April 23, 2019
Manufacturing insights

Chef to manufacture marijuana ice cream in Framingham

Photo | Courtesy
David Yusefzadeh puts the finishing touches on a desert.
Photo | David Yusefzadeh
Cloud Creamery will manufacture cannabis-infused ice cream like this.
Photo | Matthew McLaughlin
Cloud Creamery will manufacture cannabis-infused ice cream like this.

Boston-area chef David Yusefzadeh will combine his passion for cooking along with the plant helping him cope with health issues into a new business featuring the first cannabis-infused ice cream sold in Massachusetts. The company, Cloud Creamery, is seeking a manufacturing license from the Cannabis Control Commission to operate a facility in Framingham. The founder and CEO spoke about his new business in an interview with WBJ.

Is the company based locally?

We're going to be based in Framingham. There's one confusing thing: We're not a retail shop where you can walk in and grab a cone. We're going to be producing, not selling on our behalf. We'll be selling to dispensaries and hopefully stores like Whole Foods other companies handling customer-facing scenarios.

You're hoping to sell at Whole Foods?

Our goal is to get in front of the Whole Foods clientele and people that really read the label and care about where their food is coming from.

It's not just about getting organic cannabis. It's about getting quality ingredients paired with it. That's lacking in a lot of edibles.

When was Cloud Creamery founded?

We started last year, and it's been a really long process. It depends on how soon we can get the answers on certain items. Getting a manufacturing license is great, but we have to be in a manufacturing-zoned area, but no kitchens exist in those areas.

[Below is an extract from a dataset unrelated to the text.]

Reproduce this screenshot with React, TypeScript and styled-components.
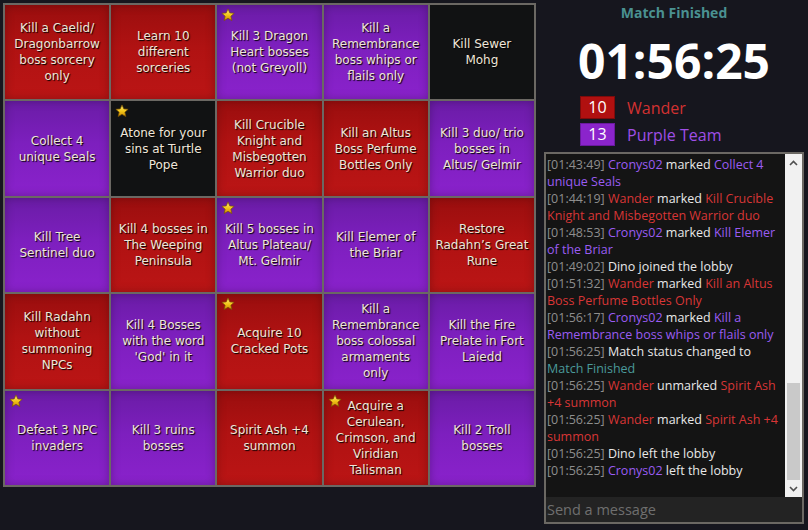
import React from "react";
import styled, { createGlobalStyle } from "styled-components";

const Global = createGlobalStyle`
  html, body { margin: 0; padding: 0; background: #16161e; }
  body { width: 808px; height: 530px; overflow: hidden; }
`;

type Team = "red" | "purple" | "black";

const cells: { t: Team; text: string; star?: boolean }[] = [
  { t: "red", text: "Kill a Caelid/\nDragonbarrow\nboss sorcery\nonly" },
  { t: "red", text: "Learn 10\ndifferent\nsorceries" },
  { t: "purple", text: "Kill 3 Dragon\nHeart bosses\n(not Greyoll)", star: true },
  { t: "purple", text: "Kill a\nRemembrance\nboss whips or\nflails only" },
  { t: "black", text: "Kill Sewer\nMohg" },
  { t: "purple", text: "Collect 4\nunique Seals" },
  { t: "black", text: "Atone for your\nsins at Turtle\nPope", star: true },
  { t: "red", text: "Kill Crucible\nKnight and\nMisbegotten\nWarrior duo" },
  { t: "red", text: "Kill an Altus\nBoss Perfume\nBottles Only" },
  { t: "purple", text: "Kill 3 duo/ trio\nbosses in\nAltus/ Gelmir" },
  { t: "purple", text: "Kill Tree\nSentinel duo" },
  { t: "red", text: "Kill 4 bosses in\nThe Weeping\nPeninsula" },
  { t: "purple", text: "Kill 5 bosses in\nAltus Plateau/\nMt. Gelmir", star: true },
  { t: "purple", text: "Kill Elemer of\nthe Briar" },
  { t: "red", text: "Restore\nRadahn\u2019s Great\nRune" },
  { t: "red", text: "Kill Radahn\nwithout\nsummoning\nNPCs" },
  { t: "purple", text: "Kill 4 Bosses\nwith the word\n'God' in it" },
  { t: "red", text: "Acquire 10\nCracked Pots", star: true },
  { t: "purple", text: "Kill a\nRemembrance\nboss colossal\narmaments\nonly" },
  { t: "purple", text: "Kill the Fire\nPrelate in Fort\nLaiedd" },
  { t: "purple", text: "Defeat 3 NPC\ninvaders", star: true },
  { t: "purple", text: "Kill 3 ruins\nbosses" },
  { t: "red", text: "Spirit Ash +4\nsummon" },
  { t: "red", text: "Acquire a\nCerulean,\nCrimson, and\nViridian\nTalisman", star: true },
  { t: "purple", text: "Kill 2 Troll\nbosses" },
];

const bg: Record<Team, string> = {
  red: "linear-gradient(to bottom, #9a0e0e 0%, #b01212 45%, #bb1515 100%)",
  purple: "linear-gradient(to bottom, #6a1ca6 0%, #7d1fbe 45%, #8a22cc 100%)",
  black: "#111213",
};

const Page = styled.div`
  display: flex;
  align-items: flex-start;
  padding: 3px 0 0 3px;
  gap: 4px;
`;

const Board = styled.div`
  width: 533px;
  height: 484px;
  box-sizing: border-box;
  display: grid;
  grid-template-columns: repeat(5, 1fr);
  grid-template-rows: repeat(5, 1fr);
  gap: 2px;
  padding: 2px;
  background: #6b6863;
`;

const Cell = styled.div<{ $team: Team }>`
  position: relative;
  display: flex;
  align-items: center;
  justify-content: center;
  background: ${(p) => bg[p.$team]};
  box-shadow: inset 0 0 10px rgba(0, 0, 0, ${(p) => (p.$team === "black" ? 0 : 0.25)});
  font-family: "DejaVu Sans", Verdana, sans-serif;
  font-size: 12px;
  line-height: 16px;
  color: #efe6d9;
  text-shadow: 1px 1px 1px #000;
  text-align: center;
  white-space: pre;
`;

const StarMark = styled.svg`
  position: absolute;
  top: 3px;
  left: 4px;
  width: 14px;
  height: 14px;
`;

const Star = () => (
  <StarMark viewBox="0 0 24 24">
    <defs>
      <linearGradient id="sg" x1="0" y1="0" x2="0" y2="1">
        <stop offset="0" stopColor="#fff27a" />
        <stop offset="0.55" stopColor="#f2c417" />
        <stop offset="1" stopColor="#c98a06" />
      </linearGradient>
    </defs>
    <path
      d="M12 1.5l3.1 6.9 7.4.7-5.6 5 1.7 7.4L12 17.7l-6.6 3.8 1.7-7.4-5.6-5 7.4-.7z"
      fill="url(#sg)"
      stroke="#7a5200"
      strokeWidth="1.2"
      strokeLinejoin="round"
    />
  </StarMark>
);

const Side = styled.div`
  width: 268px;
  margin-top: -3px;
  display: flex;
  flex-direction: column;
  align-items: center;
  font-family: "Open Sans", "Noto Sans", sans-serif;
`;

const Status = styled.div`
  margin-top: 3px;
  font-size: 14px;
  line-height: 20px;
  font-weight: 700;
  color: #4a9191;
`;

const Timer = styled.div`
  margin-top: 9px;
  font-size: 48px;
  line-height: 58px;
  font-weight: 700;
  color: #ffffff;
`;

const Scores = styled.div`
  align-self: stretch;
  padding-left: 40px;
  margin-top: 6px;
  display: flex;
  flex-direction: column;
  gap: 4px;
`;

const ScoreRow = styled.div`
  display: flex;
  align-items: center;
  gap: 12px;
`;

const ScoreBox = styled.div<{ $team: Team }>`
  width: 33px;
  height: 21px;
  display: flex;
  align-items: center;
  justify-content: center;
  background: ${(p) => (p.$team === "red" ? "#b01010" : "#8b24cc")};
  border: 1px solid ${(p) => (p.$team === "red" ? "#7e0b0b" : "#6a1a9e")};
  color: #fff;
  font-size: 16px;
  line-height: 21px;
`;

const ScoreName = styled.div<{ $team: Team }>`
  font-size: 16px;
  line-height: 22px;
  color: ${(p) => (p.$team === "red" ? "#d23131" : "#9f4ee6")};
`;

const Chat = styled.div`
  align-self: stretch;
  margin: 6px 4px 0;
  height: 372px;
  box-sizing: border-box;
  border: 2px solid #6b6863;
  display: flex;
  flex-direction: column;
  background: #141414;
`;

const ChatBody = styled.div`
  flex: 1;
  display: flex;
  min-height: 0;
`;

const Messages = styled.div`
  flex: 1;
  padding: 2px 1px 0 1px;
  font-size: 12.5px;
  line-height: 17px;
  color: #e8e8e8;
  overflow: hidden;
`;

const Line = styled.div``;

const Time = styled.span`
  color: #8e8e8e;
`;

const Who = styled.span<{ $c: "red" | "purple" | "teal" | "white" }>`
  color: ${(p) =>
    p.$c === "red" ? "#d83636" : p.$c === "purple" ? "#9a5cf2" : p.$c === "teal" ? "#4a9a9a" : "#e8e8e8"};
`;

const Scrollbar = styled.div`
  width: 17px;
  display: flex;
  flex-direction: column;
  background: #f1f1f1;
`;

const ScrollBtn = styled.div`
  height: 17px;
  display: flex;
  align-items: center;
  justify-content: center;
`;

const ScrollSpace = styled.div`
  flex: 1;
`;

const Thumb = styled.div`
  height: 97px;
  margin: 0 2px;
  background: #c9c9c9;
`;

const Input = styled.input`
  height: 25px;
  box-sizing: border-box;
  border: none;
  outline: none;
  background: #232323;
  color: #ddd;
  padding: 0 1px;
  font-family: "Open Sans", "Noto Sans", sans-serif;
  font-size: 14.5px;
  &::placeholder {
    color: #6f6f6f;
  }
`;

const Chevron = ({ up }: { up?: boolean }) => (
  <svg width="9" height="6" viewBox="0 0 9 6">
    <polyline
      points={up ? "1,5 4.5,1.5 8,5" : "1,1 4.5,4.5 8,1"}
      fill="none"
      stroke="#505050"
      strokeWidth="1.6"
    />
  </svg>
);

type Seg = [string, "red" | "purple" | "teal" | "white"];
const messages: { time: string; segs: Seg[] }[] = [
  { time: "01:43:49", segs: [["Cronys02", "purple"], [" marked ", "white"], ["Collect 4 unique Seals", "purple"]] },
  { time: "01:44:19", segs: [["Wander", "red"], [" marked ", "white"], ["Kill Crucible Knight and Misbegotten Warrior duo", "red"]] },
  { time: "01:48:53", segs: [["Cronys02", "purple"], [" marked ", "white"], ["Kill Elemer of the Briar", "purple"]] },
  { time: "01:49:02", segs: [["Dino joined the lobby", "white"]] },
  { time: "01:51:32", segs: [["Wander", "red"], [" marked ", "white"], ["Kill an Altus Boss Perfume Bottles Only", "red"]] },
  { time: "01:56:17", segs: [["Cronys02", "purple"], [" marked ", "white"], ["Kill a Remembrance boss whips or flails only", "purple"]] },
  { time: "01:56:25", segs: [["Match status changed to ", "white"], ["Match Finished", "teal"]] },
  { time: "01:56:25", segs: [["Wander", "red"], [" unmarked ", "white"], ["Spirit Ash +4 summon", "red"]] },
  { time: "01:56:25", segs: [["Wander", "red"], [" marked ", "white"], ["Spirit Ash +4 summon", "red"]] },
  { time: "01:56:25", segs: [["Dino left the lobby", "white"]] },
  { time: "01:56:25", segs: [["Cronys02", "purple"], [" left the lobby", "white"]] },
];

export default function App() {
  return (
    <>
      <Global />
      <Page>
        <Board>
          {cells.map((c, i) => (
            <Cell key={i} $team={c.t}>
              {c.star && <Star />}
              {c.text}
            </Cell>
          ))}
        </Board>
        <Side>
          <Status>Match Finished</Status>
          <Timer>01:56:25</Timer>
          <Scores>
            <ScoreRow>
              <ScoreBox $team="red">10</ScoreBox>
              <ScoreName $team="red">Wander</ScoreName>
            </ScoreRow>
            <ScoreRow>
              <ScoreBox $team="purple">13</ScoreBox>
              <ScoreName $team="purple">Purple Team</ScoreName>
            </ScoreRow>
          </Scores>
          <Chat>
            <ChatBody>
              <Messages>
                {messages.map((m, i) => (
                  <Line key={i}>
                    <Time>[{m.time}]</Time>{" "}
                    {m.segs.map(([s, c], j) => (
                      <Who key={j} $c={c}>
                        {s}
                      </Who>
                    ))}
                  </Line>
                ))}
              </Messages>
              <Scrollbar>
                <ScrollBtn>
                  <Chevron up />
                </ScrollBtn>
                <ScrollSpace />
                <Thumb />
                <ScrollBtn>
                  <Chevron />
                </ScrollBtn>
              </Scrollbar>
            </ChatBody>
            <Input placeholder="Send a message" />
          </Chat>
        </Side>
      </Page>
    </>
  );
}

It's hard to find a place that would be lower budget but also efficient enough to put a kitchen in.

Most warehouses haven't been updated in a long time and aren't food friendly, which can be cost prohibitive. It took us some time to find a space, and we've been outfitting it since. It's been a process to say the least.

How is the ice cream infused with cannabis?

Some are actual flower, the buds, are actually in each. What's important is we want to celebrate the plant.

Distillate is a very accurate way to infuse, and if you're using great practices to achieve the distillate, you're in a great spot. But, a lot of people frown on distillate because they feel like it's thoughtless. The reality is if you have good practices going in, you'll have a great product coming out.

Some strains are based on flavor. If we love a certain kind of flower, we want to taste it. We'll take the cream, sugar and milk base and let flower steep inside of it to get the trichomes and flavor coming off of it.

How long does that process take?

Not long. We usually want to bring the cream to a simmer and turn the heat off. We let the flower steep in there for about an hour. We grind it up as small as possible to get as much surface area as possible to let it infuse.

The ice cream is made from scratch?

Absolutely.

How was this idea conceived?

The origination is the intersection of my professional background and my health. I was diagnosed with Crohn's's Disease in 2011, and I've been a chef my entire life. Cannabis has been something to help me with my appetite and reduce cramping and inflammation, which helps me sleep and regain my strength. It's a cycle.

A lot of the medication I was taking is really heavy and harsh. Cannabis is one element with low side effects, but I'm not a smoker. It seems synthetic to use droplets in your mouth so I wanted to find a way through food. I really saw an opportunity to create unique edibles and change the perception of what that can and should be.

How many products will be on the market?

We'll have a lot. We're emailing farms right now to get some local produce. We'll have a few staple flavors, but the overall idea is to really get seasonal and use vegetables with natural sugars.

Our goal is to focus on what we have when it's fresh, like a tomato sorbet in the summer, butternut squash in the fall or carrots in the spring.

This interview was conducted and edited for length and clarity by WBJ Staff Writer Zachary Comeau.